Things slowed down toward the end of the first half but Chicago maintained control. Orlando’s plan changed from Try To Score, Somehow to Have Dwyer Take People Out. Hard fouls on Hasler and Basti made for nervous times. But the Fire managed to avoid having to make early subs and conceding goals, and took their 2-0 lead into the tunnel for halftime.
The second half started slow but the Fire more or less maintained their hold on the game. And with Orlando disorganized and listless, it seemed like a third Chicago goal was only a matter of time. That indeed came in the 56th minute, courtesy of the Lion himself.

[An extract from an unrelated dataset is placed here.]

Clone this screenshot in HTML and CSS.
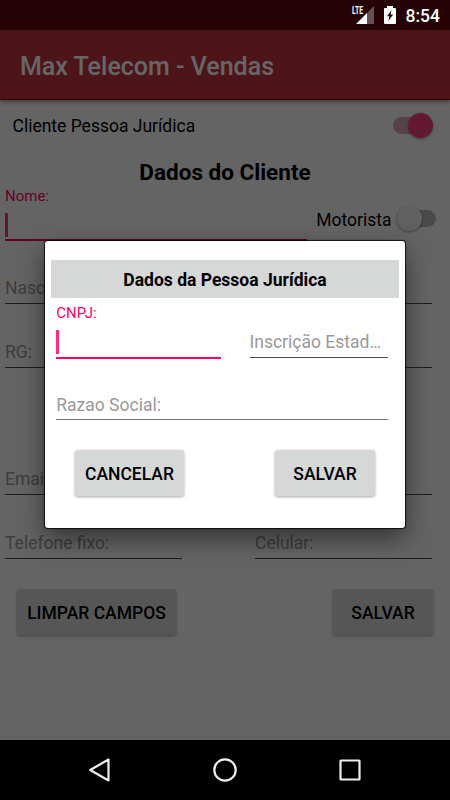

The Fire were firmly in the driver’s seat but Orlando did get the odd chance. Credit where due, Richard Sanchez did well to tamp down any ideas the visitors had of getting back into the game. Dom Dwyer nearly got Orlando on the board just after the hour mark but Sanchez expertly denied him. Sanchez has had some undeniable rough patches this season, and he might not be our longterm solution at GK, but he did well today and it’s worth acknowledging that.
But it was the forward line that did the most work to smother Orlando’s dreams. A bad giveaway in their defensive half played Raheem Edwards through on goal, who laid it off to Niko at the end of a charging run. Niko easily slotted it past Bendik for Chicago’s fourth on the day and his 14th of the season.

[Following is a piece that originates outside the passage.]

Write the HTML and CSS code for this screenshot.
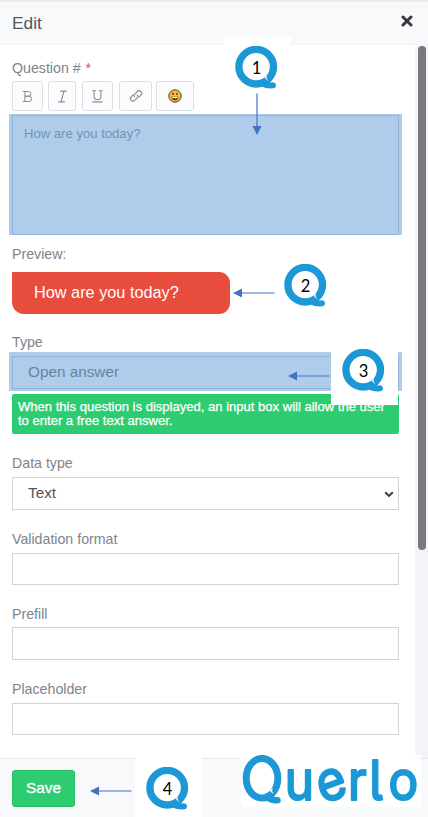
FILE: index.html
```html
<!DOCTYPE html>
<html lang="en">
<head>
<meta charset="utf-8">
<title>Edit</title>
<link rel="stylesheet" href="styles.css">
</head>
<body>
<svg class="defs" width="0" height="0">
  <symbol id="ring" viewBox="0 0 43 43">
    <circle cx="21.2" cy="20.7" r="17.3" fill="#fff" stroke="#1b98d5" stroke-width="7.3"/>
    <path d="M26.5 37Q32 40 38 39.3" fill="none" stroke="#1b98d5" stroke-width="6" stroke-linecap="round"/>
    <path d="M29.6 31.6l2.4-2.6 -.5 2.8 1.7 3.6z" fill="#fff"/>
  </symbol>
  <symbol id="arrow" viewBox="0 0 42 10">
    <path d="M8 5h33.5" stroke="#4472c4" stroke-width="1.2"/>
    <path d="M0 5l9-4.5v9z" fill="#4472c4"/>
  </symbol>
</svg>
<div class="panel">
  <header class="header">
    <h1>Edit</h1>
    <svg class="close" viewBox="0 0 12 12"><path d="M2 2l8 8M10 2l-8 8" stroke="#37393e" stroke-width="3" stroke-linecap="round"/></svg>
  </header>
  <main class="body">
    <form class="form">
      <label class="label">Question # <span class="required">*</span></label>
      <div class="toolbar">
        <span class="tool bold"><svg viewBox="0 0 14 14"><path d="M1 1.2h6.7a2.7 2.7 0 0 1 0 5.5H3.4h4.8a3 3 0 0 1 0 6.1H1M3.4 1.2v11.6"/></svg></span>
        <span class="tool italic"><svg viewBox="0 0 14 14"><path d="M4.5 1.2h7M2.5 12.8h7M8.6 1.2l-3.2 11.6"/></svg></span>
        <span class="tool underline"><svg viewBox="0 0 14 14"><path d="M1.5 .8h4M8.5 .8h4M3.3 .8v5.8a3.7 3.7 0 0 0 7.4 0V.8M1.5 12.8h11"/></svg></span>
        <span class="tool link"><svg viewBox="0 0 14 14"><path d="M6 8.4a2.5 2.5 0 0 1 0-3.5l2.3-2.3a2.5 2.5 0 0 1 3.6 3.6L9.7 8.4M8 5.6a2.5 2.5 0 0 1 0 3.5l-2.3 2.3a2.5 2.5 0 0 1-3.6-3.6l2.2-2.2"/></svg></span>
        <span class="tool emoji"><svg viewBox="0 0 14 14"><circle cx="7" cy="7" r="6.2" fill="#f6c13b" stroke="#4d431f" stroke-width="1"/><path d="M3.4 7.8h7.2a3.6 3.4 0 0 1-7.2 0z" fill="#4b3518" stroke="none"/><path d="M4.2 8h5.6v1.2H4.2z" fill="#fff" stroke="none"/><path d="M5 3.8v2.2M9 3.8v2.2" stroke="#3b3015" stroke-width="1.3"/></svg></span>
      </div>
      <div class="highlight question"><div class="textarea">How are you today?</div></div>
      <label class="label preview-label">Preview:</label>
      <div class="bubble">How are you today?</div>
      <label class="label type-label">Type</label>
      <div class="highlight type"><div class="field">Open answer</div></div>
      <p class="help">When this question is displayed, an input box will allow the user to enter a free text answer.</p>
      <label class="label data-label">Data type</label>
      <div class="field select">Text
        <svg class="chevron" viewBox="0 0 10 7"><path d="M1.2 1.2L5 4.9l3.8-3.7" fill="none" stroke="#3b3d41" stroke-width="2"/></svg>
      </div>
      <label class="label gap">Validation format</label>
      <div class="field short"></div>
      <label class="label gap">Prefill</label>
      <div class="field"></div>
      <label class="label gap">Placeholder</label>
      <div class="field short"></div>
    </form>
    <div class="scrollbar"><div class="thumb"></div></div>
  </main>
  <footer class="footer"><button class="save" type="button">Save</button></footer>

  <div class="note note-1"><svg><use href="#ring"/></svg><span>1</span></div>
  <div class="note note-2"><svg><use href="#ring"/></svg><span>2</span></div>
  <div class="note note-3"><svg><use href="#ring"/></svg><span>3</span></div>
  <div class="note note-4"><svg><use href="#ring"/></svg><span>4</span></div>
  <svg class="arrow arrow-1"><use href="#arrow"/></svg>
  <svg class="arrow arrow-2"><use href="#arrow"/></svg>
  <svg class="arrow arrow-3"><use href="#arrow"/></svg>
  <svg class="arrow arrow-4"><use href="#arrow"/></svg>
  <svg class="brand" viewBox="0 0 180 52">
    <ellipse cx="21" cy="23.2" rx="15.8" ry="19.8" fill="none" stroke="#1b98d5" stroke-width="7"/>
    <path d="M26 41.8Q31 46 36.5 45.2" fill="none" stroke="#1b98d5" stroke-width="6.5" stroke-linecap="round"/>
    <path d="M28.8 36l2.8-3.2-.4 3.4 1.6 3z" fill="#fff"/>
    <text transform="scale(.9 1)" y="45.4 49 45.4 45.4 45.4" x="48.5 90 119 142.5 164" rotate="0 -18 0 0 0">uerlo</text>
  </svg>
</div>
</body>
</html>
```

FILE: styles.css
```css
* { box-sizing: border-box; }
body {
  margin: 0;
  font-family: "Liberation Sans", Arial, sans-serif;
  color: #7c858d;
}
.defs { position: absolute; }
.panel {
  position: relative;
  width: 428px;
  height: 817px;
  overflow: hidden;
  display: flex;
  flex-direction: column;
  background: #fff;
}
.header {
  height: 45px;
  flex: none;
  display: flex;
  align-items: center;
  justify-content: space-between;
  padding: 0 15px 0 12px;
  background: #f8f9fb;
  border-top: 2px solid #ebecee;
  border-bottom: 1px solid #f2f3f6;
}
h1 {
  margin: 0;
  font-size: 17.3px;
  font-weight: 400;
  color: #53565a;
}
.close { width: 12px; height: 12px; margin-top: -4px; }
.body { flex: 1; display: flex; justify-content: space-between; min-height: 0; }
.form {
  width: 387px;
  margin-left: 12px;
  padding-top: 13px;
  display: flex;
  flex-direction: column;
}
.label { height: 20px; line-height: 20px; font-size: 14.2px; flex: none; }
.required { margin-left: 1px; color: #e04a45; }
.toolbar { display: flex; height: 30px; margin-top: 3px; flex: none; }
.tool {
  display: flex;
  align-items: center;
  justify-content: center;
  background: #fcfcfd;
  border: 1px solid #dcdfe7;
  border-radius: 3px;
}
.tool svg {
  width: 14px;
  height: 14px;
  fill: none;
  stroke: #858b93;
  stroke-width: 1.15;
}
.bold { width: 31px; margin-right: 5px; }
.bold svg { width: 12px; height: 13px; }
.italic { width: 28px; margin-right: 6px; }
.italic svg { width: 13px; height: 13px; }
.underline { width: 31px; margin-right: 6px; }
.underline svg { width: 13px; height: 13px; }
.link { width: 33px; margin-right: 4px; }
.emoji { width: 38px; }
.highlight { margin: 0 -3px; background: #afcdea; flex: none; }
.question { height: 121px; margin-top: 3px; padding: 1px 3px 0; }
.textarea {
  height: 120px;
  padding: 10px 11px;
  border: 1px solid #90b4d8;
  font-size: 13.1px;
  line-height: 16px;
  color: #6f93b5;
}
.preview-label { margin-top: 9px; }
.bubble {
  width: 218px;
  height: 42px;
  margin-top: 8px;
  padding-left: 22px;
  line-height: 41px;
  font-size: 16.3px;
  color: #fff;
  background: #e74c3d;
  border-radius: 0 11px 11px 12px;
  flex: none;
}
.type-label { margin-top: 18px; }
.type { height: 39px; padding: 4px 3px 2px; }
.field {
  height: 33px;
  flex: none;
  display: flex;
  align-items: center;
  padding: 0 3px 1px 15px;
  border: 1px solid #ced5db;
  font-size: 15.3px;
}
.short { height: 32px; }
.type .field { border-color: #90b4d8; color: #6584a3; }
.help {
  height: 40px;
  margin: 3px 0 0;
  padding: 6px 6px;
  font-size: 13.05px;
  line-height: 14px;
  color: #fff;
  -webkit-text-stroke: .25px #fff;
  background: #2ecc71;
  border-radius: 2px;
  flex: none;
}
.data-label { margin-top: 19px; }
.data-label + .field { margin-top: 4px; }
.select { justify-content: space-between; color: #53565a; }
.chevron { width: 10px; height: 7px; margin: 2px 1px 0 0; }
.gap { margin-top: 19px; }
.gap + .field { margin-top: 4px; }
.gap + .field:not(.short) { margin-top: 3px; }
.scrollbar { width: 13px; padding: 1px 2px 0 3px; background: #f3f4f8; }
.thumb { height: 504px; background: #78797c; border-radius: 4px; }
.footer {
  height: 59px;
  flex: none;
  padding: 11px 12px;
  background: #f8f9fb;
  border-top: 1px solid #e6e9ed;
}
.save {
  width: 63px;
  height: 37px;
  padding: 0 0 2px;
  border: 1px solid #28bd66;
  border-radius: 3px;
  background: #2ecc71;
  color: #fff;
  font: 15.3px "Liberation Sans", Arial, sans-serif;
  -webkit-text-stroke: .3px #fff;
}
.note {
  position: absolute;
  width: 67px;
  height: 65px;
  padding: 9px 11px;
  background: #fff;
}
.note svg { display: block; width: 43px; height: 43px; }
.note span {
  position: absolute;
  left: 11px;
  top: 20px;
  width: 43px;
  text-align: center;
  font: 16.5px/22px Lato, sans-serif;
  color: #000;
}
.note-1 { left: 224px; top: 37px; }
.note-2 { left: 273px; top: 255px; }
.note-3 { left: 331px; top: 340px; }
.note-4 { left: 135px; top: 758px; }
.arrow { position: absolute; width: 42px; height: 10px; }
.arrow-1 { left: 235.5px; top: 109px; transform: rotate(-90deg); }
.arrow-2 { left: 233px; top: 287.5px; }
.arrow-3 { left: 288px; top: 370.5px; }
.arrow-4 { left: 90px; top: 785.5px; }
.brand {
  position: absolute;
  left: 241px;
  top: 755px;
  width: 180px;
  height: 52px;
  background: #fff;
}
.brand text {
  font-family: Inter, sans-serif;
  font-size: 55px;
  font-weight: 400;
  font-feature-settings: "cv05";
  fill: #1b98d5;
  stroke: #1b98d5;
  stroke-width: 2.2px;
  stroke-linejoin: round;
}
```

I still wish we could’ve gotten more games like this earlier in the season. Alas, alack, etc.
The rest of the game finished on autopilot. The Fire locked things down, making the odd threat to score a fifth, but otherwise focused on closing the game out. The final whistle blew for what was probably the Fire’s most comprehensive win of the season.
So will we see more of this in the last six games of the season? Who knows. We could easily shit the bed next weekend in Foxboro. We’ve got games against actually decent teams between now and the end of October. There will still be rough patches ahead. Yet if the 2017 season taught us anything, it’s to cherish the good times while you can.
The Chicago Fire (7W 6D 15L, 27pts, 10th in the Eastern Conference) are back at it next Saturday when they head east to take on the Revs.